*Direction*: Skip the pictures and quote all of the lines exactly.

*Recorded data*:
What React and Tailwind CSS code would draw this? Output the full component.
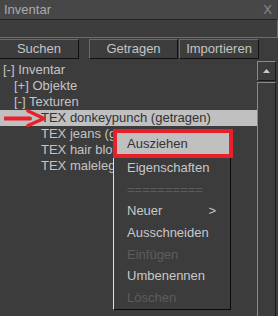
import React from 'react';

const font = { fontFamily: '"Liberation Sans", Arial, sans-serif' };

function RedArrow() {
  return (
    <svg className="absolute left-[4px] top-[109px]" width="42" height="18" viewBox="0 0 42 18">
      <path d="M1 9.5 L26 9.5" stroke="#e8202a" strokeWidth="4" strokeLinecap="round" />
      <path d="M24 2 L40 9.5 L24 16.5" fill="none" stroke="#e8202a" strokeWidth="3.5" strokeLinejoin="round" strokeLinecap="round" />
    </svg>
  );
}

export default function App() {
  const tree = [
    { label: '[-] Inventar', pad: 'pl-[3px]' },
    { label: '[+] Objekte', pad: 'pl-[14px]' },
    { label: '[-] Texturen', pad: 'pl-[14px]' },
    { label: 'TEX donkeypunch (getragen)', pad: 'pl-[41px]', selected: true },
    { label: 'TEX jeans (getragen)', pad: 'pl-[41px]' },
    { label: 'TEX hair blonde', pad: 'pl-[41px]' },
    { label: 'TEX malelegs', pad: 'pl-[41px]' },
  ];

  const menu = [
    { label: 'Eigenschaften' },
    { label: '==========', sep: true },
    { label: 'Neuer', arrow: true },
    { label: 'Ausschneiden' },
    { label: 'Einfügen', disabled: true },
    { label: 'Umbenennen' },
    { label: 'Löschen', disabled: true },
  ];

  return (
    <div className="relative w-[278px] h-[316px] overflow-hidden bg-[#3c3c3c] text-[13px] leading-[16px]" style={font}>
      {/* title bar */}
      <div className="h-[19px] bg-[#474747] flex items-center justify-between pl-[4px] pr-[6px] text-[#ababab]">
        <span>Inventar</span>
        <span className="text-[#8a8a8a]">X</span>
      </div>

      {/* search field */}
      <div className="h-[19px] border-t border-t-[#222] border-b border-b-[#6c6c6c] border-r border-r-[#6c6c6c] bg-[#3d3d3d]" />

      {/* tab buttons */}
      <div className="flex h-[21px] mt-[1px] text-[#c4c4c4]">
        <div className="w-[79px] h-[20px] flex items-center justify-center border-t border-t-[#6a6a6a] border-r border-r-[#111] border-b border-b-[#111] bg-[#3d3d3d]">Suchen</div>
        <div className="w-[10px]" />
        <div className="w-[89px] h-[20px] flex items-center justify-center border-l border-l-[#6a6a6a] border-t border-t-[#6a6a6a] border-r border-r-[#111] border-b border-b-[#111] bg-[#3d3d3d]">Getragen</div>
        <div className="w-[1px]" />
        <div className="w-[80px] h-[20px] flex items-center justify-center border-l border-l-[#6a6a6a] border-t border-t-[#6a6a6a] border-r border-r-[#111] border-b border-b-[#111] bg-[#3d3d3d]">Importieren</div>
      </div>

      {/* tree + scrollbar */}
      <div className="flex mt-[1px]">
        <div className="w-[257px] pt-[1px]">
          {tree.map((t) => (
            <div
              key={t.label}
              className={`h-[16px] whitespace-nowrap ${t.pad} ${t.selected ? 'bg-[#c0c0c0] text-[#333]' : 'text-[#c4c4c4]'}`}
            >
              {t.label}
            </div>
          ))}
        </div>
        <div className="w-[21px] flex flex-col">
          <div className="h-[20px] w-[19px] border-t border-l border-t-[#8a8a8a] border-l-[#8a8a8a] border-r border-b border-r-[#1a1a1a] border-b-[#1a1a1a] flex items-center justify-center">
            <svg width="7" height="4" viewBox="0 0 7 4"><path d="M0 4 L3.5 0 L7 4 Z" fill="#c8c8c8" /></svg>
          </div>
          <div className="mt-[1px] w-[19px] h-[240px] border-t border-l border-t-[#8a8a8a] border-l-[#8a8a8a] border-r border-r-[#1a1a1a]" />
        </div>
      </div>

      <RedArrow />

      {/* context menu */}
      <div className="absolute left-[113px] top-[130px] w-[118px] h-[180px] bg-[#3c3c3c] border-l border-t border-l-[#e0e0e0] border-t-[#e0e0e0] border-r border-b border-r-[#0a0a0a] border-b-[#0a0a0a] pt-[4px]">
        <div className="h-[22px]" />
        {menu.map((m) => (
          <div
            key={m.label}
            className={`h-[21.7px] flex items-center pl-[13px] pr-[14px] justify-between ${m.disabled || m.sep ? 'text-[#5c5c5c]' : 'text-[#c8c8c8]'}`}
          >
            <span>{m.label}</span>
            {m.arrow && <span>&gt;</span>}
          </div>
        ))}
      </div>
      <div className="absolute left-[113px] top-[129px] w-[120px] h-[29px] border-4 border-[#e8202a] bg-[#c0c0c0] flex items-center pl-[10px] text-[#333]">
        Ausziehen
      </div>
    </div>
  );
}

*Result for this task*:
What React and Tailwind CSS code would draw this? Output the full component.
import React from 'react';

const font = { fontFamily: '"Liberation Sans", Arial, sans-serif' };

function RedArrow() {
  return (
    <svg className="absolute left-[4px] top-[109px]" width="42" height="18" viewBox="0 0 42 18">
      <path d="M1 9.5 L26 9.5" stroke="#e8202a" strokeWidth="4" strokeLinecap="round" />
      <path d="M24 2 L40 9.5 L24 16.5" fill="none" stroke="#e8202a" strokeWidth="3.5" strokeLinejoin="round" strokeLinecap="round" />
    </svg>
  );
}

export default function App() {
  const tree = [
    { label: '[-] Inventar', pad: 'pl-[3px]' },
    { label: '[+] Objekte', pad: 'pl-[14px]' },
    { label: '[-] Texturen', pad: 'pl-[14px]' },
    { label: 'TEX donkeypunch (getragen)', pad: 'pl-[41px]', selected: true },
    { label: 'TEX jeans (getragen)', pad: 'pl-[41px]' },
    { label: 'TEX hair blonde', pad: 'pl-[41px]' },
    { label: 'TEX malelegs', pad: 'pl-[41px]' },
  ];

  const menu = [
    { label: 'Eigenschaften' },
    { label: '==========', sep: true },
    { label: 'Neuer', arrow: true },
    { label: 'Ausschneiden' },
    { label: 'Einfügen', disabled: true },
    { label: 'Umbenennen' },
    { label: 'Löschen', disabled: true },
  ];

  return (
    <div className="relative w-[278px] h-[316px] overflow-hidden bg-[#3c3c3c] text-[13px] leading-[16px]" style={font}>
      {/* title bar */}
      <div className="h-[19px] bg-[#474747] flex items-center justify-between pl-[4px] pr-[6px] text-[#ababab]">
        <span>Inventar</span>
        <span className="text-[#8a8a8a]">X</span>
      </div>

      {/* search field */}
      <div className="h-[19px] border-t border-t-[#222] border-b border-b-[#6c6c6c] border-r border-r-[#6c6c6c] bg-[#3d3d3d]" />

      {/* tab buttons */}
      <div className="flex h-[21px] mt-[1px] text-[#c4c4c4]">
        <div className="w-[79px] h-[20px] flex items-center justify-center border-t border-t-[#6a6a6a] border-r border-r-[#111] border-b border-b-[#111] bg-[#3d3d3d]">Suchen</div>
        <div className="w-[10px]" />
        <div className="w-[89px] h-[20px] flex items-center justify-center border-l border-l-[#6a6a6a] border-t border-t-[#6a6a6a] border-r border-r-[#111] border-b border-b-[#111] bg-[#3d3d3d]">Getragen</div>
        <div className="w-[1px]" />
        <div className="w-[80px] h-[20px] flex items-center justify-center border-l border-l-[#6a6a6a] border-t border-t-[#6a6a6a] border-r border-r-[#111] border-b border-b-[#111] bg-[#3d3d3d]">Importieren</div>
      </div>

      {/* tree + scrollbar */}
      <div className="flex mt-[1px]">
        <div className="w-[257px] pt-[1px]">
          {tree.map((t) => (
            <div
              key={t.label}
              className={`h-[16px] whitespace-nowrap ${t.pad} ${t.selected ? 'bg-[#c0c0c0] text-[#333]' : 'text-[#c4c4c4]'}`}
            >
              {t.label}
            </div>
          ))}
        </div>
        <div className="w-[21px] flex flex-col">
          <div className="h-[20px] w-[19px] border-t border-l border-t-[#8a8a8a] border-l-[#8a8a8a] border-r border-b border-r-[#1a1a1a] border-b-[#1a1a1a] flex items-center justify-center">
            <svg width="7" height="4" viewBox="0 0 7 4"><path d="M0 4 L3.5 0 L7 4 Z" fill="#c8c8c8" /></svg>
          </div>
          <div className="mt-[1px] w-[19px] h-[240px] border-t border-l border-t-[#8a8a8a] border-l-[#8a8a8a] border-r border-r-[#1a1a1a]" />
        </div>
      </div>

      <RedArrow />

      {/* context menu */}
      <div className="absolute left-[113px] top-[130px] w-[118px] h-[180px] bg-[#3c3c3c] border-l border-t border-l-[#e0e0e0] border-t-[#e0e0e0] border-r border-b border-r-[#0a0a0a] border-b-[#0a0a0a] pt-[4px]">
        <div className="h-[22px]" />
        {menu.map((m) => (
          <div
            key={m.label}
            className={`h-[21.7px] flex items-center pl-[13px] pr-[14px] justify-between ${m.disabled || m.sep ? 'text-[#5c5c5c]' : 'text-[#c8c8c8]'}`}
          >
            <span>{m.label}</span>
            {m.arrow && <span>&gt;</span>}
          </div>
        ))}
      </div>
      <div className="absolute left-[113px] top-[129px] w-[120px] h-[29px] border-4 border-[#e8202a] bg-[#c0c0c0] flex items-center pl-[10px] text-[#333]">
        Ausziehen
      </div>
    </div>
  );
}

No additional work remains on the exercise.